_What is being asked_
Output the data word for word, dropping every image.

_Source data_
______________________________

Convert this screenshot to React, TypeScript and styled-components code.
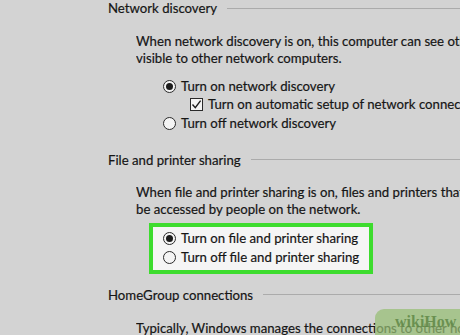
import React from "react";
import styled, { createGlobalStyle } from "styled-components";

const Global = createGlobalStyle`
  html, body { margin: 0; padding: 0; background: #d3d3d3; }
  body { width: 460px; height: 335px; overflow: hidden; }
`;

const Page = styled.div`
  position: relative;
  width: 460px;
  height: 335px;
  overflow: hidden;
  background: #d3d3d3;
  box-sizing: border-box;
  padding-left: 108px;
  font-family: "Lato", "Open Sans", sans-serif;
  font-size: 13.2px;
  line-height: 17px;
  color: #161616;
  -webkit-text-stroke: 0.2px #161616;
  white-space: nowrap;
`;

const Header = styled.div<{ $mt: number }>`
  display: flex;
  align-items: center;
  gap: 10px;
  height: 17px;
  margin-top: ${(p) => p.$mt}px;
`;

const Rule = styled.div`
  flex: 1;
  height: 1px;
  background: #ababab;
  margin-top: -1px;
`;

const Desc = styled.div<{ $mt: number; $lines: number }>`
  margin-left: 28px;
  margin-top: ${(p) => p.$mt}px;
  height: ${(p) => p.$lines * 17}px;
  overflow: hidden;
`;

const Options = styled.div<{ $mt: number }>`
  display: flex;
  flex-direction: column;
  margin-left: 55px;
  margin-top: ${(p) => p.$mt}px;
`;

const Row = styled.div<{ $indent?: number; $h?: number }>`
  display: flex;
  align-items: center;
  gap: 5px;
  height: ${(p) => p.$h ?? 18.5}px;
  margin-left: ${(p) => p.$indent ?? 0}px;
`;

const Radio = styled.span<{ $on?: boolean }>`
  box-sizing: border-box;
  flex: 0 0 13px;
  width: 13px;
  height: 13px;
  border-radius: 50%;
  border: 1.3px solid #2a2a2a;
  background: #f4f4f4;
  display: flex;
  align-items: center;
  justify-content: center;
  &::after {
    content: "";
    width: 7px;
    height: 7px;
    border-radius: 50%;
    background: ${(p) => (p.$on ? "#1c1c1c" : "transparent")};
  }
`;

const Check = styled.span`
  box-sizing: border-box;
  flex: 0 0 13px;
  width: 13px;
  height: 13px;
  border: 1.3px solid #2a2a2a;
  background: #f4f4f4;
  display: flex;
  align-items: center;
  justify-content: center;
`;

const Highlight = styled.div`
  box-sizing: border-box;
  width: 224px;
  height: 51px;
  margin-left: 41px;
  margin-top: 4.5px;
  border: 4px solid #3ddc2e;
  background: #f5f5f5;
  padding: 2px 0 0 10px;
  display: flex;
  flex-direction: column;
`;

const Watermark = styled.div`
  position: absolute;
  right: -10px;
  bottom: -8px;
  width: 95px;
  height: 34px;
  border-radius: 9px 0 0 0;
  background: rgba(150, 190, 115, 0.72);
  display: flex;
  align-items: flex-start;
  padding: 5px 0 0 20px;
  box-sizing: border-box;
  font-family: "Liberation Serif", serif;
  font-weight: bold;
  font-size: 16px;
  line-height: 16px;
  -webkit-text-stroke: 0;
  color: rgba(95, 135, 70, 0.85);
`;

const CheckMark = () => (
  <svg width="11" height="11" viewBox="0 0 11 11">
    <path d="M1.5 5.5 L4.3 8.6 L9.6 1.6" fill="none" stroke="#1c1c1c" strokeWidth="1.4" />
  </svg>
);

export default function App() {
  return (
    <>
      <Global />
      <Page>
        <Header $mt={0}>
          <span>Network discovery</span>
          <Rule />
        </Header>
        <Desc $mt={16} $lines={2}>
          When network discovery is on, this computer can see other network computers and devices and is
          <br />
          visible to other network computers.
        </Desc>
        <Options $mt={10}>
          <Row>
            <Radio $on />
            <span>Turn on network discovery</span>
          </Row>
          <Row $indent={27}>
            <Check>
              <CheckMark />
            </Check>
            <span>Turn on automatic setup of network connected devices.</span>
          </Row>
          <Row>
            <Radio />
            <span>Turn off network discovery</span>
          </Row>
        </Options>
        <Header $mt={19}>
          <span>File and printer sharing</span>
          <Rule />
        </Header>
        <Desc $mt={15.5} $lines={2}>
          When file and printer sharing is on, files and printers that you have shared from this computer can
          <br />
          be accessed by people on the network.
        </Desc>
        <Highlight>
          <Row $h={19}>
            <Radio $on />
            <span>Turn on file and printer sharing</span>
          </Row>
          <Row $h={19}>
            <Radio />
            <span>Turn off file and printer sharing</span>
          </Row>
        </Highlight>
        <Header $mt={13}>
          <span>HomeGroup connections</span>
          <Rule />
        </Header>
        <Desc $mt={16} $lines={1}>
          Typically, Windows manages the connections to other homegroup computers.
        </Desc>
        <Watermark>wikiHow</Watermark>
      </Page>
    </>
  );
}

______________________________

_Answer in full_
Convert this screenshot to React, TypeScript and styled-components code.
import React from "react";
import styled, { createGlobalStyle } from "styled-components";

const Global = createGlobalStyle`
  html, body { margin: 0; padding: 0; background: #d3d3d3; }
  body { width: 460px; height: 335px; overflow: hidden; }
`;

const Page = styled.div`
  position: relative;
  width: 460px;
  height: 335px;
  overflow: hidden;
  background: #d3d3d3;
  box-sizing: border-box;
  padding-left: 108px;
  font-family: "Lato", "Open Sans", sans-serif;
  font-size: 13.2px;
  line-height: 17px;
  color: #161616;
  -webkit-text-stroke: 0.2px #161616;
  white-space: nowrap;
`;

const Header = styled.div<{ $mt: number }>`
  display: flex;
  align-items: center;
  gap: 10px;
  height: 17px;
  margin-top: ${(p) => p.$mt}px;
`;

const Rule = styled.div`
  flex: 1;
  height: 1px;
  background: #ababab;
  margin-top: -1px;
`;

const Desc = styled.div<{ $mt: number; $lines: number }>`
  margin-left: 28px;
  margin-top: ${(p) => p.$mt}px;
  height: ${(p) => p.$lines * 17}px;
  overflow: hidden;
`;

const Options = styled.div<{ $mt: number }>`
  display: flex;
  flex-direction: column;
  margin-left: 55px;
  margin-top: ${(p) => p.$mt}px;
`;

const Row = styled.div<{ $indent?: number; $h?: number }>`
  display: flex;
  align-items: center;
  gap: 5px;
  height: ${(p) => p.$h ?? 18.5}px;
  margin-left: ${(p) => p.$indent ?? 0}px;
`;

const Radio = styled.span<{ $on?: boolean }>`
  box-sizing: border-box;
  flex: 0 0 13px;
  width: 13px;
  height: 13px;
  border-radius: 50%;
  border: 1.3px solid #2a2a2a;
  background: #f4f4f4;
  display: flex;
  align-items: center;
  justify-content: center;
  &::after {
    content: "";
    width: 7px;
    height: 7px;
    border-radius: 50%;
    background: ${(p) => (p.$on ? "#1c1c1c" : "transparent")};
  }
`;

const Check = styled.span`
  box-sizing: border-box;
  flex: 0 0 13px;
  width: 13px;
  height: 13px;
  border: 1.3px solid #2a2a2a;
  background: #f4f4f4;
  display: flex;
  align-items: center;
  justify-content: center;
`;

const Highlight = styled.div`
  box-sizing: border-box;
  width: 224px;
  height: 51px;
  margin-left: 41px;
  margin-top: 4.5px;
  border: 4px solid #3ddc2e;
  background: #f5f5f5;
  padding: 2px 0 0 10px;
  display: flex;
  flex-direction: column;
`;

const Watermark = styled.div`
  position: absolute;
  right: -10px;
  bottom: -8px;
  width: 95px;
  height: 34px;
  border-radius: 9px 0 0 0;
  background: rgba(150, 190, 115, 0.72);
  display: flex;
  align-items: flex-start;
  padding: 5px 0 0 20px;
  box-sizing: border-box;
  font-family: "Liberation Serif", serif;
  font-weight: bold;
  font-size: 16px;
  line-height: 16px;
  -webkit-text-stroke: 0;
  color: rgba(95, 135, 70, 0.85);
`;

const CheckMark = () => (
  <svg width="11" height="11" viewBox="0 0 11 11">
    <path d="M1.5 5.5 L4.3 8.6 L9.6 1.6" fill="none" stroke="#1c1c1c" strokeWidth="1.4" />
  </svg>
);

export default function App() {
  return (
    <>
      <Global />
      <Page>
        <Header $mt={0}>
          <span>Network discovery</span>
          <Rule />
        </Header>
        <Desc $mt={16} $lines={2}>
          When network discovery is on, this computer can see other network computers and devices and is
          <br />
          visible to other network computers.
        </Desc>
        <Options $mt={10}>
          <Row>
            <Radio $on />
            <span>Turn on network discovery</span>
          </Row>
          <Row $indent={27}>
            <Check>
              <CheckMark />
            </Check>
            <span>Turn on automatic setup of network connected devices.</span>
          </Row>
          <Row>
            <Radio />
            <span>Turn off network discovery</span>
          </Row>
        </Options>
        <Header $mt={19}>
          <span>File and printer sharing</span>
          <Rule />
        </Header>
        <Desc $mt={15.5} $lines={2}>
          When file and printer sharing is on, files and printers that you have shared from this computer can
          <br />
          be accessed by people on the network.
        </Desc>
        <Highlight>
          <Row $h={19}>
            <Radio $on />
            <span>Turn on file and printer sharing</span>
          </Row>
          <Row $h={19}>
            <Radio />
            <span>Turn off file and printer sharing</span>
          </Row>
        </Highlight>
        <Header $mt={13}>
          <span>HomeGroup connections</span>
          <Rule />
        </Header>
        <Desc $mt={16} $lines={1}>
          Typically, Windows manages the connections to other homegroup computers.
        </Desc>
        <Watermark>wikiHow</Watermark>
      </Page>
    </>
  );
}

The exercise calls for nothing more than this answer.